You may be able to cut down the common case, but the worst case is still that all players want to be in the same spot (market/raid/throne room/whatever.) At that point, you still get N-squared interactions.
Preventing that situation is a game design challenge, not a technical challenge.

Not overkill, but a terrible idea in general. Players outside of your field of view can still affect you, for instance you need to be able to collide with a player standing behind you if you step backwards, and even ignoring direct interaction with players outside your FoV, you don't want to have to wait the round trip time to get updates about other people every time your view changes slightly.

Yes, a simple binary toggle (do not send anything behind player's back) will result in substandard experience, but what you can do, in addition to just distance-metric based interest management, is to further throttle down the update rate of objects behind the back. You're right about the RTT; the server would need to use a larger frustum (based on an estimation of how fast the client might be turning the camera + with RTT factored in) than what the client uses to render. Finally, what you can get away with also depends on the camera type: is it first person? Third person? Diablo-like?

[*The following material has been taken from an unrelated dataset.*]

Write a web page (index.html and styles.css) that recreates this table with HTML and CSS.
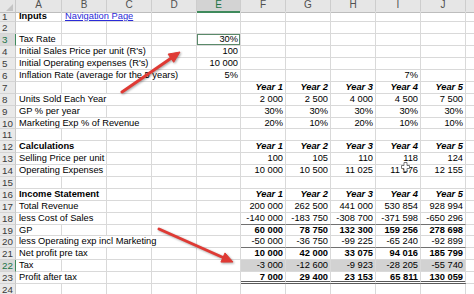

Figuring out how to remove the O( n^2 ) bits of the code is where you have to make the decision of just how much you intend to scale the server

You may be able to cut down the common case, but the worst case is still that all players want to be in the same spot (market/raid/throne room/whatever.) At that point, you still get N-squared interactions.
Preventing that situation is a game design challenge, not a technical challenge.

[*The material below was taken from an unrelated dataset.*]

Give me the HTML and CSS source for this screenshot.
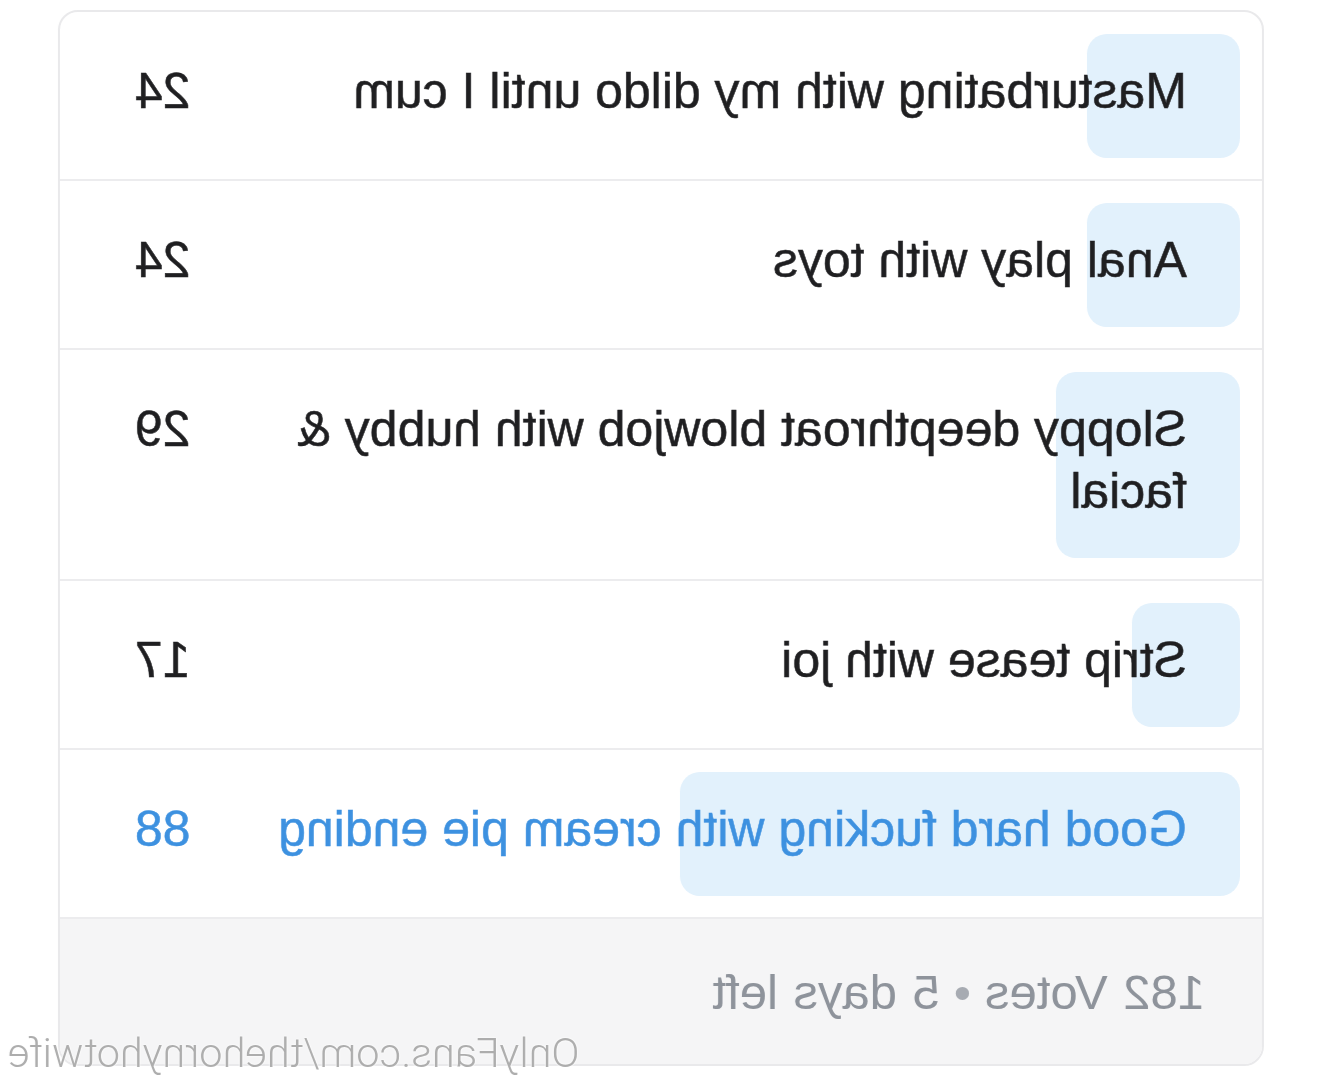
FILE: index.html
```html
<!DOCTYPE html>
<html lang="en">
<head>
  <meta charset="UTF-8">
  <title>Poll</title>
  <meta name="viewport" content="width=device-width, initial-scale=1.0">
  <link rel="stylesheet" href="styles.css">
</head>
<body>

  <div class="mirror">
    <div class="poll">
      <div class="option">
        <div class="choice">
          <div class="bar" style="width: 13.19%"></div>
          <span class="label">Masturbating with my dildo until I cum</span>
          <span class="count">24</span>
        </div>
      </div>
      <div class="option">
        <div class="choice">
          <div class="bar" style="width: 13.19%"></div>
          <span class="label">Anal play with toys</span>
          <span class="count">24</span>
        </div>
      </div>
      <div class="option">
        <div class="choice">
          <div class="bar" style="width: 15.93%"></div>
          <span class="label">Sloppy deepthroat blowjob with hubby &amp; facial</span>
          <span class="count">29</span>
        </div>
      </div>
      <div class="option">
        <div class="choice">
          <div class="bar" style="width: 9.34%"></div>
          <span class="label">Strip tease with joi</span>
          <span class="count">17</span>
        </div>
      </div>
      <div class="option">
        <div class="choice winner">
          <div class="bar" style="width: 48.35%"></div>
          <span class="label">Good hard fucking with cream pie ending</span>
          <span class="count">88</span>
        </div>
      </div>
      <div class="poll-footer">182 Votes <span class="dot">•</span> 5 days left</div>
    </div>

    <div class="watermark">OnlyFans.com/thehornyhotwife</div>
  </div>

</body>
</html>
```

FILE: styles.css
```css
body {
  margin: 0;
  background: #fff;
  color: #1f1f21;
  font-family: 'Liberation Sans', Arial, sans-serif;
}

/* the screenshot is flipped left to right */
.mirror {
  position: relative;
  width: 1322px;
  height: 1080px;
  transform: scaleX(-1);
}

.poll {
  margin: 10px 58px 0;
  border: 2px solid #e9e9eb;
  border-radius: 20px;
  overflow: hidden;
}

.option {
  padding: 22px 22px 21px;
  border-bottom: 2px solid #ececee;
}

.choice {
  position: relative;
  display: flex;
  justify-content: space-between;
  gap: 40px;
  padding: 26px 53px 36px;
  font-size: 50px;
  line-height: 62px;
  -webkit-text-stroke: 0.5px currentColor;
}

.bar {
  position: absolute;
  top: 0;
  left: 0;
  bottom: 0;
  background: #e2f1fc;
  border-radius: 20px;
}

.label,
.count {
  position: relative;
}

.label {
  max-width: 960px;
}

.winner {
  color: #3d91e0;
}

.poll-footer {
  height: 145px;
  display: flex;
  align-items: center;
  gap: 14px;
  padding: 0 57px;
  background: #f5f5f6;
  color: #8e939b;
  font-size: 49px;
  word-spacing: 2px;
}

.dot {
  color: #a7abb2;
}

.watermark {
  position: absolute;
  right: 8px;
  top: 1018px;
  font-family: Roboto, 'Noto Sans', sans-serif;
  font-weight: 300;
  font-size: 41.5px;
  color: #adadad;
  text-shadow: 0 0 2px #fff, 0 0 2px #fff;
}
```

True, if everyone in the world stands on one spot there really is little that can be done other than overall preventative measure such as "zone full, bugger off".. On the other hand, octree, sweep prune and probably a couple others you can detect "too many" and just mark an entire range as ignore awareness, just send everything round robin. I.e. You might not get an update about a player for more than a second but the server is hosed anyway so don't expect it to play correctly..

Server side it's easy. On my project I've had upwards of 100,000 concurrent players/npc's in the same world, all tracking objects near them using a spatial hash on a partitioned 2d grid. That was on a 3 server cluster. The spatial hashing stuff is open source you can see the core of it here https://github.com/chrisochs/game_machine/blob/master/java/src/main/java/com/game_machine/core/Grid.java.

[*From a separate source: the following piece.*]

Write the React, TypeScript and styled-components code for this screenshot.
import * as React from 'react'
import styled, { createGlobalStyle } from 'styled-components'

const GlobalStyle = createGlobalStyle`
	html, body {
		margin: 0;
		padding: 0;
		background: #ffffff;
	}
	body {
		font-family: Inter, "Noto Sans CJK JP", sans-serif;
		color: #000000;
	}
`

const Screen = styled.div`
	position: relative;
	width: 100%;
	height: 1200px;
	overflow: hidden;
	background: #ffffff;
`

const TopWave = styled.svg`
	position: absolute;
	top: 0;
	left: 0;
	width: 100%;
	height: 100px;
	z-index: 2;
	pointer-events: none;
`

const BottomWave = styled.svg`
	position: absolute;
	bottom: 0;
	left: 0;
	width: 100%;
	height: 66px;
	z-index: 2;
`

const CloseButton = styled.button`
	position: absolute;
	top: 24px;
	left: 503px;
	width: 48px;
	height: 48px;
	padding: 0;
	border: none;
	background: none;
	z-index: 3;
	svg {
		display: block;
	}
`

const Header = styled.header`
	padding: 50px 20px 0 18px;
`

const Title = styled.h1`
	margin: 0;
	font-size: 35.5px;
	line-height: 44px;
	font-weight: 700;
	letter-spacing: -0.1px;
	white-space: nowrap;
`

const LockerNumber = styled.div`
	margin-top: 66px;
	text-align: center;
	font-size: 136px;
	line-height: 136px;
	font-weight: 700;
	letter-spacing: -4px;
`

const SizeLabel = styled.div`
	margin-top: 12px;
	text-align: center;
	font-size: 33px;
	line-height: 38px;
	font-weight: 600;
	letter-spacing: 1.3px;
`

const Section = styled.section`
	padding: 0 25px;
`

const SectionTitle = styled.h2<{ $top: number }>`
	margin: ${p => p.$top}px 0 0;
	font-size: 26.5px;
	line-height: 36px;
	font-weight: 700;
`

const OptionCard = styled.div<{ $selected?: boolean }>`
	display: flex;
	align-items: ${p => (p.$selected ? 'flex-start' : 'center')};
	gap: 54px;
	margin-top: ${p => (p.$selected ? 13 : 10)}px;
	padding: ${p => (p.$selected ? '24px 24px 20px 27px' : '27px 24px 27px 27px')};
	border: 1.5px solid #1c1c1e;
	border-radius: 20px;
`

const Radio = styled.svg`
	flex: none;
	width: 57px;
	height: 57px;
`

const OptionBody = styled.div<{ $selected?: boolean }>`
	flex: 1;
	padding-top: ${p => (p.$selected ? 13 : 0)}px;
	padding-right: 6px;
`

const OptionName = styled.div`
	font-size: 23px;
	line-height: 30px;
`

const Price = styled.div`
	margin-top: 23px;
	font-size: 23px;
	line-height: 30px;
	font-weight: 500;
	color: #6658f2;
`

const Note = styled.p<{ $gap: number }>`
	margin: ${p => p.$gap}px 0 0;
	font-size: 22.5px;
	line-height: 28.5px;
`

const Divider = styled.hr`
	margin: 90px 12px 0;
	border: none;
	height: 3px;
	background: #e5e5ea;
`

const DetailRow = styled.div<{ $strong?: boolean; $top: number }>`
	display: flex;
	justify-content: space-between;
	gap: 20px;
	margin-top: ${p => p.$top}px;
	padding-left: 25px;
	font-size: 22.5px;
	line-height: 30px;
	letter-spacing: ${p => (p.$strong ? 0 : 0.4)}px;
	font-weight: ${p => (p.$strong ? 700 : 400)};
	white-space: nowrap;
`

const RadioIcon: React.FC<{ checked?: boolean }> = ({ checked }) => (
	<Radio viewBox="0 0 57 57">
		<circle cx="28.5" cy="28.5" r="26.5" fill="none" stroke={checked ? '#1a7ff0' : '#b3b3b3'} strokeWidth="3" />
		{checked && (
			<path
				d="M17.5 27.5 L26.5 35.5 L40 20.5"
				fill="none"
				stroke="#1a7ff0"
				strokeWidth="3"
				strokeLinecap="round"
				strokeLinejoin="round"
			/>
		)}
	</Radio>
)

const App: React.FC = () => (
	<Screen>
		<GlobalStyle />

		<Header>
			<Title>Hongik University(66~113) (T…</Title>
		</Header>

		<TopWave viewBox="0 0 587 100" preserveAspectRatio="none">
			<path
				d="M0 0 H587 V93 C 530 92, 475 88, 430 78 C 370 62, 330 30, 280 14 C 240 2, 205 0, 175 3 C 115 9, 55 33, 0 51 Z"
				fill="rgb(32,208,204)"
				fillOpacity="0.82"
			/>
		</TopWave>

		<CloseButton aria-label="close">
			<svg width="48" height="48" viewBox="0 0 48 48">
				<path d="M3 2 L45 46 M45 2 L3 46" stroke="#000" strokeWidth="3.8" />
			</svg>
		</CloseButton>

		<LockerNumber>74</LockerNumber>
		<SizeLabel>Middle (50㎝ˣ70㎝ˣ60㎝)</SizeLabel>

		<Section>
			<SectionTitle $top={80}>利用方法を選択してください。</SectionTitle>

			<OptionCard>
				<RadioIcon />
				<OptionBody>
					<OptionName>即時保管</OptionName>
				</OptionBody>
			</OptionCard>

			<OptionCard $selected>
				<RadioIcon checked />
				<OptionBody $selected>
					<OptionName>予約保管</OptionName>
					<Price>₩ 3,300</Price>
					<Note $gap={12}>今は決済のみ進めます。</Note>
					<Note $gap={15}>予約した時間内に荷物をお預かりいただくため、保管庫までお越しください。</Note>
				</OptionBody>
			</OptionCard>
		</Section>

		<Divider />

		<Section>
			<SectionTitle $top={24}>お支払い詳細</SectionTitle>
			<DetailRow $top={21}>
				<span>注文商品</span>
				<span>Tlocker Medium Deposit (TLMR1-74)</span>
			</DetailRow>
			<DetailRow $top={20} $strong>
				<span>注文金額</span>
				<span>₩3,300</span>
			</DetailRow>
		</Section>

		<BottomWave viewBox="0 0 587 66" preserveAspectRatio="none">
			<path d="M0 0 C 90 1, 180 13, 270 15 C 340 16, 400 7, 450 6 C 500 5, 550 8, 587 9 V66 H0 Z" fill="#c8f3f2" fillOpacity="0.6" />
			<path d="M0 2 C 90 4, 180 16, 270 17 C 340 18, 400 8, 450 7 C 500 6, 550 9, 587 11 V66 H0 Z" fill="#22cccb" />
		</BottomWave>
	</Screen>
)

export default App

You just run out of client bandwidth at some point. The only optimizations I did was just sending two coordinates and let the client figure out the third, and sending integers instead of floats, which is good enough most of the time. And bit packed messaging using protocol buffers.

On a local lan I crash my unity client way before I run out of client bandwidth, at around 400 players within view. Over the internet it's a different story, I had to cut back on the number of updates per second quite a bit.

Plus, I was pretty much just doing location tracking plus simple auto attacks in my tests. In a real game you have a bunch of other data flying around. At that point you have to start prioritizing stuff. For example in GW2, they start to lock out abilities except for auto attack in big battles. They just stop sending those commands to the server. Even online just slows down the game clock. There isn't any perfect solution. Eve and GW2 do the best job with large virtual worlds that I've seen. A lot of other games just have terrible server architectures and it's the server that cant' keep up (which is ridiculous in this day and age).

Chris

what you can do, in addition to just distance-metric based interest management, is to further throttle down the update rate of objects behind the back. You're right about the RTT

I actually tried this for There.com (mainly open world / outdoors terrain) before settling on a simple distance based metric. The player can whip the mouse around much faster than your view vector based interest management can react, and the experience was always janky. The solidity of objects always being there/up-to-date when they're near you was worth more than the marginal increased view fidelity when just looking forward.